| Written exercise |
Write out all the entries word for word and omit any pictures.
** start Source records **
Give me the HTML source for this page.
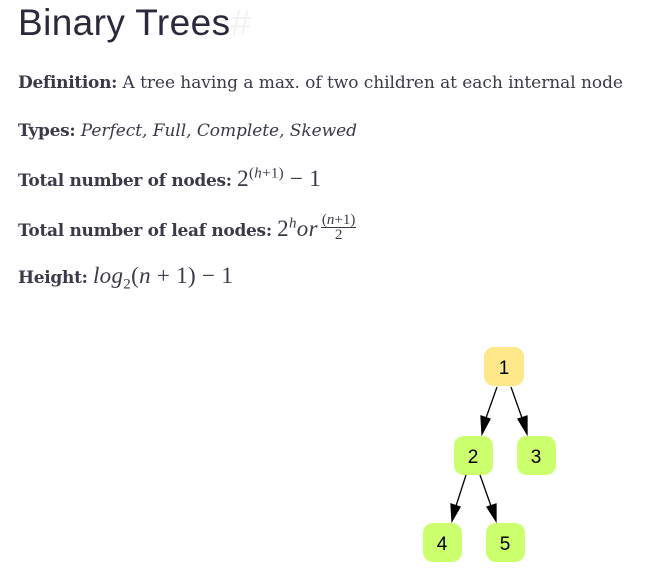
<!DOCTYPE html>
<html><head><meta charset="utf-8"><style>
body{margin:0;background:#fff;width:656px;height:571px;overflow:hidden;position:relative;color:#3a3a48}
h1{position:absolute;left:18px;top:1px;margin:0;font:400 37px/44px "Liberation Sans",sans-serif;color:#2a2a3c;letter-spacing:0.4px}
h1 span{color:#f2f2f4}
.p{position:absolute;left:18px;font:17px/22px "DejaVu Serif",serif;white-space:nowrap;letter-spacing:-0.05px}
.p b{font-weight:700;letter-spacing:-0.3px}
.m{font-family:"Liberation Serif",serif;font-size:23px;letter-spacing:0.3px}
sup,sub{font-size:15px;line-height:0}
.fr{display:inline-block;vertical-align:middle;text-align:center;font-family:"Liberation Serif",serif;font-size:15px;line-height:14px;position:relative;top:-4px;letter-spacing:0;margin-left:3px}
.fr span{display:block;border-bottom:1px solid #3a3a48;padding:0 1px}
</style></head><body>
<h1>Binary Trees<span>#</span></h1>
<div class="p" style="top:72px"><b>Definition:</b> A tree having a max. of two children at each internal node</div>
<div class="p" style="top:120px"><b>Types:</b> <i>Perfect, Full, Complete, Skewed</i></div>
<div class="p" style="top:168px"><b>Total number of nodes:</b> <span class="m">2<sup>(<i>h</i>+1)</sup> − 1</span></div>
<div class="p" style="top:217px"><b>Total number of leaf nodes:</b> <span class="m">2<sup><i>h</i></sup><i>or</i></span><span class="fr"><span>(<i>n</i>+1)</span>2</span></div>
<div class="p" style="top:265px"><b>Height:</b> <span class="m"><i>log</i><sub>2</sub>(<i>n</i> + 1) − 1</span></div>
<svg style="position:absolute;left:0;top:0" width="656" height="571">
<g font-family="Liberation Sans,sans-serif" font-size="19" text-anchor="middle">
<rect x="484" y="347" width="40" height="39" rx="10" fill="#ffe88a"/>
<rect x="454" y="436" width="39" height="39" rx="10" fill="#ccff6e"/>
<rect x="517" y="436" width="39" height="39" rx="10" fill="#ccff6e"/>
<rect x="423" y="523" width="39" height="39" rx="10" fill="#ccff6e"/>
<rect x="486" y="523" width="39" height="39" rx="10" fill="#ccff6e"/>
<text x="504" y="374">1</text><text x="473" y="463">2</text><text x="536" y="463">3</text><text x="442" y="550">4</text><text x="505" y="550">5</text>
</g>
<g stroke="#000" stroke-width="1.3">
<line x1="497" y1="387" x2="486" y2="418"/><polygon points="481,416 490,419 482,434" fill="#000"/>
<line x1="511" y1="387" x2="522" y2="418"/><polygon points="518,419 527,416 527,434" fill="#000"/>
<line x1="466" y1="475" x2="456" y2="506"/><polygon points="451,504 460,507 452,521" fill="#000"/>
<line x1="480" y1="475" x2="491" y2="506"/><polygon points="487,507 496,504 496,521" fill="#000"/>
</g>
</svg>
</body></html>
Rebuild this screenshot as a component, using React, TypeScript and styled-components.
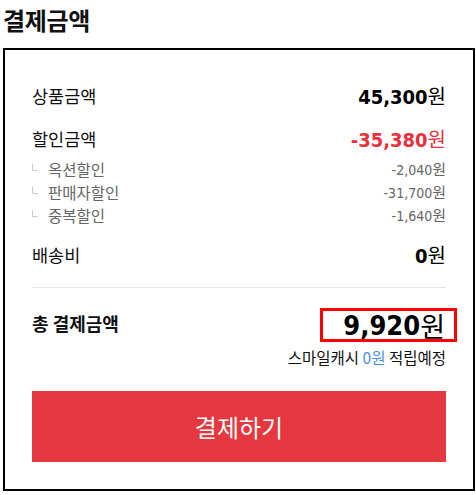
import React from "react";
import styled, { createGlobalStyle } from "styled-components";

const GlobalStyle = createGlobalStyle`
  body {
    margin: 0;
    background: #fff;
    font-family: "Noto Sans CJK KR", sans-serif;
    color: #111;
  }
`;

const NUM_FONT = `"DejaVu Sans Condensed", "DejaVu Sans", "Noto Sans CJK KR", sans-serif`;

const Page = styled.div`
  padding: 0 1px 0 3px;
  width: 472px;
`;

const Title = styled.h2`
  margin: 0;
  height: 48px;
  line-height: 40px;
  font-size: 24px;
  font-weight: 700;
  letter-spacing: -0.3px;
`;

const Box = styled.div`
  border: 2px solid #000;
  padding: 30px 27px 27px;
`;

const Row = styled.div<{ $gap?: number }>`
  display: flex;
  justify-content: space-between;
  align-items: center;
  height: 30px;
  margin-top: ${(p) => p.$gap ?? 13}px;
  &:first-child {
    margin-top: 0;
  }
`;

const Label = styled.span`
  font-size: 17.5px;
  font-weight: 400;
`;

const Amount = styled.span<{ $red?: boolean }>`
  font-family: ${NUM_FONT};
  font-size: 20px;
  font-weight: 700;
  color: ${(p) => (p.$red ? "#e8313c" : "#000")};
`;

const Won = styled.span`
  font-family: "Noto Sans CJK KR", sans-serif;
  font-weight: 400;
`;

const SubList = styled.div`
  margin-top: 4px;
`;

const SubRow = styled.div`
  display: flex;
  justify-content: space-between;
  align-items: center;
  height: 23px;
  font-size: 15.5px;
  color: #666;
`;

const SubLabel = styled.span`
  display: flex;
  align-items: center;
`;

const Corner = styled.span`
  width: 5px;
  height: 6px;
  border-left: 1px solid #ccc;
  border-bottom: 1px solid #ccc;
  margin: 0 10px 0 0;
  position: relative;
  top: -1px;
`;

const SubAmount = styled.span`
  font-family: ${NUM_FONT};
  font-size: 14px;
  color: #666;
`;

const SubWon = styled.span`
  font-family: "Noto Sans CJK KR", sans-serif;
  font-size: 15px;
`;

const Divider = styled.hr`
  border: none;
  border-top: 1px solid #e5e5e5;
  margin: 18px 0 0;
`;

const TotalRow = styled.div`
  display: flex;
  justify-content: space-between;
  align-items: center;
  height: 34px;
  margin-top: 20px;
`;

const TotalLabel = styled.span`
  font-size: 18px;
  font-weight: 700;
  position: relative;
  top: -2px;
`;

const TotalAmount = styled.span`
  font-family: ${NUM_FONT};
  font-size: 27px;
  font-weight: 700;
  color: #000;
  width: 137px;
  height: 34px;
  box-sizing: border-box;
  border: 3px solid #ff0000;
  margin-right: -11px;
  padding-right: 9px;
  display: flex;
  align-items: center;
  justify-content: flex-end;
`;

const TotalWon = styled.span`
  font-family: "Noto Sans CJK KR", sans-serif;
  font-weight: 400;
`;

const CashNote = styled.div`
  margin-top: 5px;
  height: 20px;
  line-height: 20px;
  text-align: right;
  font-size: 15.5px;
  color: #111;
`;

const Blue = styled.span`
  color: #4a90e2;
`;

const PayButton = styled.button`
  display: block;
  width: 100%;
  height: 71px;
  margin-top: 24px;
  border: none;
  background: #e5373f;
  color: #fff;
  font-family: "Noto Sans CJK KR", sans-serif;
  font-size: 24px;
  cursor: pointer;
`;

const subs = [
  { name: "옥션할인", value: "-2,040" },
  { name: "판매자할인", value: "-31,700" },
  { name: "중복할인", value: "-1,640" },
];

export default function App() {
  return (
    <>
      <GlobalStyle />
      <Page>
        <Title>결제금액</Title>
        <Box>
          <Row>
            <Label>상품금액</Label>
            <Amount>
              45,300<Won>원</Won>
            </Amount>
          </Row>
          <Row>
            <Label>할인금액</Label>
            <Amount $red>
              -35,380<Won>원</Won>
            </Amount>
          </Row>
          <SubList>
            {subs.map((s) => (
              <SubRow key={s.name}>
                <SubLabel>
                  <Corner />
                  {s.name}
                </SubLabel>
                <SubAmount>
                  {s.value}
                  <SubWon>원</SubWon>
                </SubAmount>
              </SubRow>
            ))}
          </SubList>
          <Row>
            <Label>배송비</Label>
            <Amount>
              0<Won>원</Won>
            </Amount>
          </Row>
          <Divider />
          <TotalRow>
            <TotalLabel>총 결제금액</TotalLabel>
            <TotalAmount>
              9,920<TotalWon>원</TotalWon>
            </TotalAmount>
          </TotalRow>
          <CashNote>
            스마일캐시 <Blue>0원</Blue> 적립예정
          </CashNote>
          <PayButton>결제하기</PayButton>
        </Box>
      </Page>
    </>
  );
}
** end Source records **
| Exercise answer |
Give me the HTML source for this page.
<!DOCTYPE html>
<html><head><meta charset="utf-8"><style>
body{margin:0;background:#fff;width:656px;height:571px;overflow:hidden;position:relative;color:#3a3a48}
h1{position:absolute;left:18px;top:1px;margin:0;font:400 37px/44px "Liberation Sans",sans-serif;color:#2a2a3c;letter-spacing:0.4px}
h1 span{color:#f2f2f4}
.p{position:absolute;left:18px;font:17px/22px "DejaVu Serif",serif;white-space:nowrap;letter-spacing:-0.05px}
.p b{font-weight:700;letter-spacing:-0.3px}
.m{font-family:"Liberation Serif",serif;font-size:23px;letter-spacing:0.3px}
sup,sub{font-size:15px;line-height:0}
.fr{display:inline-block;vertical-align:middle;text-align:center;font-family:"Liberation Serif",serif;font-size:15px;line-height:14px;position:relative;top:-4px;letter-spacing:0;margin-left:3px}
.fr span{display:block;border-bottom:1px solid #3a3a48;padding:0 1px}
</style></head><body>
<h1>Binary Trees<span>#</span></h1>
<div class="p" style="top:72px"><b>Definition:</b> A tree having a max. of two children at each internal node</div>
<div class="p" style="top:120px"><b>Types:</b> <i>Perfect, Full, Complete, Skewed</i></div>
<div class="p" style="top:168px"><b>Total number of nodes:</b> <span class="m">2<sup>(<i>h</i>+1)</sup> − 1</span></div>
<div class="p" style="top:217px"><b>Total number of leaf nodes:</b> <span class="m">2<sup><i>h</i></sup><i>or</i></span><span class="fr"><span>(<i>n</i>+1)</span>2</span></div>
<div class="p" style="top:265px"><b>Height:</b> <span class="m"><i>log</i><sub>2</sub>(<i>n</i> + 1) − 1</span></div>
<svg style="position:absolute;left:0;top:0" width="656" height="571">
<g font-family="Liberation Sans,sans-serif" font-size="19" text-anchor="middle">
<rect x="484" y="347" width="40" height="39" rx="10" fill="#ffe88a"/>
<rect x="454" y="436" width="39" height="39" rx="10" fill="#ccff6e"/>
<rect x="517" y="436" width="39" height="39" rx="10" fill="#ccff6e"/>
<rect x="423" y="523" width="39" height="39" rx="10" fill="#ccff6e"/>
<rect x="486" y="523" width="39" height="39" rx="10" fill="#ccff6e"/>
<text x="504" y="374">1</text><text x="473" y="463">2</text><text x="536" y="463">3</text><text x="442" y="550">4</text><text x="505" y="550">5</text>
</g>
<g stroke="#000" stroke-width="1.3">
<line x1="497" y1="387" x2="486" y2="418"/><polygon points="481,416 490,419 482,434" fill="#000"/>
<line x1="511" y1="387" x2="522" y2="418"/><polygon points="518,419 527,416 527,434" fill="#000"/>
<line x1="466" y1="475" x2="456" y2="506"/><polygon points="451,504 460,507 452,521" fill="#000"/>
<line x1="480" y1="475" x2="491" y2="506"/><polygon points="487,507 496,504 496,521" fill="#000"/>
</g>
</svg>
</body></html>
Rebuild this screenshot as a component, using React, TypeScript and styled-components.
import React from "react";
import styled, { createGlobalStyle } from "styled-components";

const GlobalStyle = createGlobalStyle`
  body {
    margin: 0;
    background: #fff;
    font-family: "Noto Sans CJK KR", sans-serif;
    color: #111;
  }
`;

const NUM_FONT = `"DejaVu Sans Condensed", "DejaVu Sans", "Noto Sans CJK KR", sans-serif`;

const Page = styled.div`
  padding: 0 1px 0 3px;
  width: 472px;
`;

const Title = styled.h2`
  margin: 0;
  height: 48px;
  line-height: 40px;
  font-size: 24px;
  font-weight: 700;
  letter-spacing: -0.3px;
`;

const Box = styled.div`
  border: 2px solid #000;
  padding: 30px 27px 27px;
`;

const Row = styled.div<{ $gap?: number }>`
  display: flex;
  justify-content: space-between;
  align-items: center;
  height: 30px;
  margin-top: ${(p) => p.$gap ?? 13}px;
  &:first-child {
    margin-top: 0;
  }
`;

const Label = styled.span`
  font-size: 17.5px;
  font-weight: 400;
`;

const Amount = styled.span<{ $red?: boolean }>`
  font-family: ${NUM_FONT};
  font-size: 20px;
  font-weight: 700;
  color: ${(p) => (p.$red ? "#e8313c" : "#000")};
`;

const Won = styled.span`
  font-family: "Noto Sans CJK KR", sans-serif;
  font-weight: 400;
`;

const SubList = styled.div`
  margin-top: 4px;
`;

const SubRow = styled.div`
  display: flex;
  justify-content: space-between;
  align-items: center;
  height: 23px;
  font-size: 15.5px;
  color: #666;
`;

const SubLabel = styled.span`
  display: flex;
  align-items: center;
`;

const Corner = styled.span`
  width: 5px;
  height: 6px;
  border-left: 1px solid #ccc;
  border-bottom: 1px solid #ccc;
  margin: 0 10px 0 0;
  position: relative;
  top: -1px;
`;

const SubAmount = styled.span`
  font-family: ${NUM_FONT};
  font-size: 14px;
  color: #666;
`;

const SubWon = styled.span`
  font-family: "Noto Sans CJK KR", sans-serif;
  font-size: 15px;
`;

const Divider = styled.hr`
  border: none;
  border-top: 1px solid #e5e5e5;
  margin: 18px 0 0;
`;

const TotalRow = styled.div`
  display: flex;
  justify-content: space-between;
  align-items: center;
  height: 34px;
  margin-top: 20px;
`;

const TotalLabel = styled.span`
  font-size: 18px;
  font-weight: 700;
  position: relative;
  top: -2px;
`;

const TotalAmount = styled.span`
  font-family: ${NUM_FONT};
  font-size: 27px;
  font-weight: 700;
  color: #000;
  width: 137px;
  height: 34px;
  box-sizing: border-box;
  border: 3px solid #ff0000;
  margin-right: -11px;
  padding-right: 9px;
  display: flex;
  align-items: center;
  justify-content: flex-end;
`;

const TotalWon = styled.span`
  font-family: "Noto Sans CJK KR", sans-serif;
  font-weight: 400;
`;

const CashNote = styled.div`
  margin-top: 5px;
  height: 20px;
  line-height: 20px;
  text-align: right;
  font-size: 15.5px;
  color: #111;
`;

const Blue = styled.span`
  color: #4a90e2;
`;

const PayButton = styled.button`
  display: block;
  width: 100%;
  height: 71px;
  margin-top: 24px;
  border: none;
  background: #e5373f;
  color: #fff;
  font-family: "Noto Sans CJK KR", sans-serif;
  font-size: 24px;
  cursor: pointer;
`;

const subs = [
  { name: "옥션할인", value: "-2,040" },
  { name: "판매자할인", value: "-31,700" },
  { name: "중복할인", value: "-1,640" },
];

export default function App() {
  return (
    <>
      <GlobalStyle />
      <Page>
        <Title>결제금액</Title>
        <Box>
          <Row>
            <Label>상품금액</Label>
            <Amount>
              45,300<Won>원</Won>
            </Amount>
          </Row>
          <Row>
            <Label>할인금액</Label>
            <Amount $red>
              -35,380<Won>원</Won>
            </Amount>
          </Row>
          <SubList>
            {subs.map((s) => (
              <SubRow key={s.name}>
                <SubLabel>
                  <Corner />
                  {s.name}
                </SubLabel>
                <SubAmount>
                  {s.value}
                  <SubWon>원</SubWon>
                </SubAmount>
              </SubRow>
            ))}
          </SubList>
          <Row>
            <Label>배송비</Label>
            <Amount>
              0<Won>원</Won>
            </Amount>
          </Row>
          <Divider />
          <TotalRow>
            <TotalLabel>총 결제금액</TotalLabel>
            <TotalAmount>
              9,920<TotalWon>원</TotalWon>
            </TotalAmount>
          </TotalRow>
          <CashNote>
            스마일캐시 <Blue>0원</Blue> 적립예정
          </CashNote>
          <PayButton>결제하기</PayButton>
        </Box>
      </Page>
    </>
  );
}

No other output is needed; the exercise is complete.